Sports Complex Design Drops Dome

The current designs for the sports complex is one large building. (Screenshot by Judy Smestad-Nunn)

  BRICK – A design revision for the proposed superdome sports complex required a hearing before the Planning Board when it was announced there will no longer be a dome in the plan.

  The original three-building layout included the 75,000-square-foot dome fronted by two additional buildings housing a daycare center, basketball courts and offices.

  The plan was altered due to fire code compliance.

  “We ran into a concern that Mr. [Kevin] Batzel the fire official had with our dome design,” said applicant attorney John Jackson.

  “Due to the spacing of the buildings he felt that regulations require that it has to have a fire suppression system, but it’s hard to hang in a blow-up building.”

  The developer, LCP Sports II Urban Renewal looked at a variety of options and decided to remove the spacing between the buildings and combine the three structures into a solid, single building, which Jackson called “a better product” since the building is “safer, more sturdy, more attractive and can handle a modern fire suppression system.”

  The change is simple and straightforward, said applicant engineer Jeffrey Carr. “It wasn’t something that stemmed from a desire that the applicant had, but it was more one of a combination of the building code official, Mr. [Daniel] Newman, and Mr.
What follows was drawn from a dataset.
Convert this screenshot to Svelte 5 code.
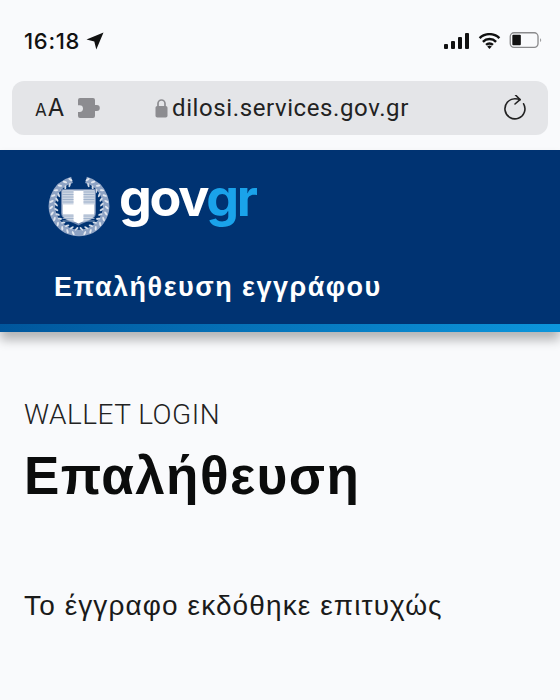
<script lang="ts">
  const laurelLeaves = Array.from({ length: 13 }, (_, i) => i);
  const stripes = [16, 18.5, 21, 23.5, 26, 40, 42.5, 45];
</script>

<div class="page">
  <div class="status">
    <div class="time">
      <span>16:18</span>
      <svg class="arrow" viewBox="0 0 18 18"><path d="M17.5.5 .5 7.6l7.8 2 2 7.9Z" fill="#111" /></svg>
    </div>
    <div class="status-icons">
      <svg class="signal" viewBox="0 0 26 16">
        <rect x="0" y="11" width="4" height="5" rx="1" />
        <rect x="7" y="8" width="4" height="8" rx="1" />
        <rect x="14" y="4" width="4" height="12" rx="1" />
        <rect x="21" y="0" width="4" height="16" rx="1" />
      </svg>
      <svg class="wifi" viewBox="0 0 24 17">
        <path d="M1.5 5.5a15 15 0 0 1 21 0M5 9.3a10 10 0 0 1 14 0M8.4 12.6a5 5 0 0 1 7.2 0" fill="none" stroke="#111" stroke-width="2.6" />
        <path d="M12 17l-2.4-2.6a3.4 3.4 0 0 1 4.8 0Z" fill="#111" />
      </svg>
      <svg class="battery" viewBox="0 0 36 18">
        <rect x="0.8" y="0.8" width="29.4" height="15.4" rx="4" fill="none" stroke="#8a8a8c" stroke-width="1.4" />
        <rect x="3" y="3" width="9" height="11" rx="1" fill="#111" />
        <path d="M32.5 6.5c1.4.4 1.4 3.6 0 4Z" fill="#8a8a8c" />
      </svg>
    </div>
  </div>

  <div class="urlbar">
    <div class="aa"><span class="small">A</span><span>A</span></div>
    <svg class="puzzle" viewBox="0 0 23 20">
      <path d="M2 0h13a2 2 0 0 1 2 2v5h1.800a3 3 0 1 1 0 6H17v5a2 2 0 0 1-2 2H2a2 2 0 0 1-2-2v-4h1.600a3.400 3.400 0 1 0 0-6.800H0V2a2 2 0 0 1 2-2Z" fill="#8c8c90" />
    </svg>
    <div class="address">
      <svg class="lock" viewBox="0 0 13 20">
        <path d="M3 9V5.500a3.500 3.500 0 0 1 7 0V9" fill="none" stroke="#8c8c90" stroke-width="1.7" />
        <rect x="0.5" y="8" width="12" height="11.5" rx="1.8" fill="#8c8c90" />
      </svg>
      <span>dilosi.services.gov.gr</span>
    </div>
    <svg class="reload" viewBox="0 -1 24 27">
      <path d="M17 3.600C16 3.200 13.500 2.800 12 2.800A10 10 0 1 0 20.600 7.800" fill="none" stroke="#222" stroke-width="1.6" stroke-linecap="round" />
      <path d="M12.500 -1 17 3.600 12 8" fill="none" stroke="#222" stroke-width="1.6" stroke-linecap="round" stroke-linejoin="round" />
    </svg>
  </div>

  <header class="banner">
    <div class="brand">
      <svg class="emblem" viewBox="0 0 62 62">
        <path d="M24 3.800A27 27 0 1 0 38 3.800" fill="none" stroke="#8ea3c4" stroke-width="6.500" />
        {#each laurelLeaves as leaf}
          {#each [1, -1] as side}
            <ellipse cx="31" cy="2.200" rx="1" ry="2.300" fill="#e3e8f0" transform={`rotate(${side * (leaf * 12.500 + 18)} 31 30) rotate(${side * 40} 31 2.200)`} />
            <ellipse cx="31" cy="7" rx="1" ry="2.300" fill="#d3dbe7" transform={`rotate(${side * (leaf * 12.500 + 24)} 31 30) rotate(${side * -40} 31 7)`} />
          {/each}
        {/each}
        <path d="M13 13h35v24c0 7-10 8-17.500 12.500C23 45 13 44 13 37Z" fill="#6f88b0" />
        <path d="M14.500 14.500h32V37c0 6-9 7-16 10.500C23.500 44 14.500 43 14.500 37Z" fill="#fff" />
        <path d="M14.500 14.500h11v14h-11Zm21 0h11v14h-11ZM14.500 38h11v8c-4.500-1.500-11-3.500-11-8Zm21 0h11c0 4.500-6.500 6.500-11 8Z" fill="#cdd6e3" />
        {#each stripes as y}
          <path d={`M14.500 ${y}H25.500M35.500 ${y}H46.500`} stroke="#9cafc9" stroke-width="0.9" />
        {/each}
      </svg>
      <div class="wordmark">gov<span>gr</span></div>
    </div>
    <div class="banner-title">Επαλήθευση εγγράφου</div>
  </header>

  <main class="content">
    <div class="caption">WALLET LOGIN</div>
    <h1>Επαλήθευση</h1>
    <p>Το έγγραφο εκδόθηκε επιτυχώς</p>
  </main>
</div>

<style>
  :global(body) {
    margin: 0;
    background: #f9fafc;
  }

  .page {
    width: 560px;
    height: 700px;
    overflow: hidden;
    background: #f9fafc;
    font-family: Roboto, "Liberation Sans", sans-serif;
    color: #111;
  }

  .status {
    height: 81px;
    box-sizing: border-box;
    padding: 29px 16px 0 24px;
    display: flex;
    justify-content: space-between;
    align-items: flex-start;
  }

  .time {
    display: flex;
    align-items: center;
    gap: 6px;
    font-family: Inter, sans-serif;
    font-size: 22px;
    font-weight: 500;
    line-height: 24px;
    letter-spacing: 0.7px;
  }

  .arrow {
    width: 18px;
    height: 18px;
  }

  .status-icons {
    display: flex;
    align-items: center;
    gap: 8px;
    margin-top: 3px;
  }

  .signal {
    width: 26px;
    height: 16px;
    fill: #111;
  }

  .wifi {
    width: 23px;
    height: 16px;
  }

  .battery {
    width: 35px;
    height: 17px;
  }

  .urlbar {
    height: 54px;
    margin: 0 12px;
    border-radius: 12px;
    background: #e4e5e8;
    display: flex;
    align-items: center;
    padding: 0 21px 0 23px;
    color: #222;
  }

  .aa {
    font-family: Inter, sans-serif;
    font-size: 24px;
    line-height: 30px;
    width: 43px;
    display: flex;
    align-items: baseline;
    padding-top: 2px;
  }

  .aa .small {
    font-size: 17px;
    margin-right: 1px;
  }

  .puzzle {
    width: 23px;
    height: 20px;
  }

  .address {
    margin-left: 54px;
    display: flex;
    align-items: center;
    gap: 4px;
    font-size: 24px;
    letter-spacing: 0.6px;
    flex: 1;
  }

  .lock {
    width: 13px;
    height: 20px;
  }

  .reload {
    width: 24px;
    height: 27px;
  }

  .banner {
    margin-top: 15px;
    height: 182px;
    box-sizing: border-box;
    background: #003372;
    border-bottom: 8px solid transparent;
    border-image: linear-gradient(90deg, #00569c, #0c96dc) 1;
    box-shadow: 0 8px 10px rgba(0, 0, 0, 0.28);
    padding: 26px 0 0 48px;
  }

  .brand {
    display: flex;
    align-items: flex-start;
    gap: 9px;
  }

  .emblem {
    width: 62px;
    height: 62px;
    flex: none;
  }

  .wordmark {
    font-family: Inter, sans-serif;
    font-size: 52px;
    font-weight: 700;
    line-height: 50px;
    letter-spacing: -2.3px;
    color: #fff;
    margin-top: -3px;
  }

  .wordmark span {
    color: #1aa3ea;
  }

  .banner-title {
    margin: 34px 0 0 6px;
    font-family: "Liberation Sans", sans-serif;
    font-size: 27px;
    font-weight: 700;
    line-height: 30px;
    letter-spacing: 1.5px;
    color: #fff;
  }

  .content {
    padding: 68px 24px 0;
  }

  .caption {
    font-size: 28px;
    font-weight: 300;
    line-height: 30px;
    letter-spacing: 0.5px;
    color: #222;
  }

  h1 {
    margin: 16px 0 0;
    font-family: "Liberation Sans", sans-serif;
    font-size: 53px;
    font-weight: 700;
    line-height: 60px;
    letter-spacing: 1.4px;
    color: #0b0c0c;
  }

  p {
    margin: 84px 0 0;
    font-family: "Liberation Sans", sans-serif;
    font-size: 28px;
    line-height: 32px;
    letter-spacing: 1.1px;
    color: #1a1a1a;
  }
</style>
Batzel looking at it after we started applying for building permits.”

  The buildings were separated by 20 feet. The single building eliminates the spacing, and aside from a four-foot shift forward, would have nearly the same footprint as the previous proposed buildings, the engineer said.

The site, located behind Aldi’s, is currently being worked on. (Photo by Judy Smestad-Nunn)

  The traffic circulation stays the same as in the original plan, Carr added.

  The building sits 24 feet from the back property line instead of the original proposal, which was 20 feet away. A fire truck can access all around the property, he said, and the new plan allows for four additional parking spaces.

  Township planner Tara Paxton said if there had been a fire in the dome, the bubble would collapse and suppress the fire, but since the other buildings were so close, a fire could spread from the dome to the other structures before the dome collapsed.

  Sprinklers would have to be installed in the bubble, which cannot be done on the structural fabric.

  “So that wouldn’t work,” she said. “We tried for weeks and months to solve the fire issue.”

  Paxton, who also called the new single building “more aesthetically pleasing,” said that previous testimony and approved variances still apply to the revised plan.

The sports complex plan used to have a fabric dome. (Screenshot by Judy Smestad-Nunn)

  There were no questions from the audience or Board members, who unanimously voted in favor of the revised development.

  The site is in the middle of Brick Township and has a long history, Jackson said.

  It was formerly the site of a Foodtown, and the 11-acre parcel was purchased by the township for $6.1 million in 2003.

  The property was split and the township was paid a total of $5 million. An Aldi supermarket was built on the parcel fronting Route 70 and had its grand opening in December 2022.

  “We’re just seeking to put this final piece together, and my clients are very anxious to get going with this,” Jackson said.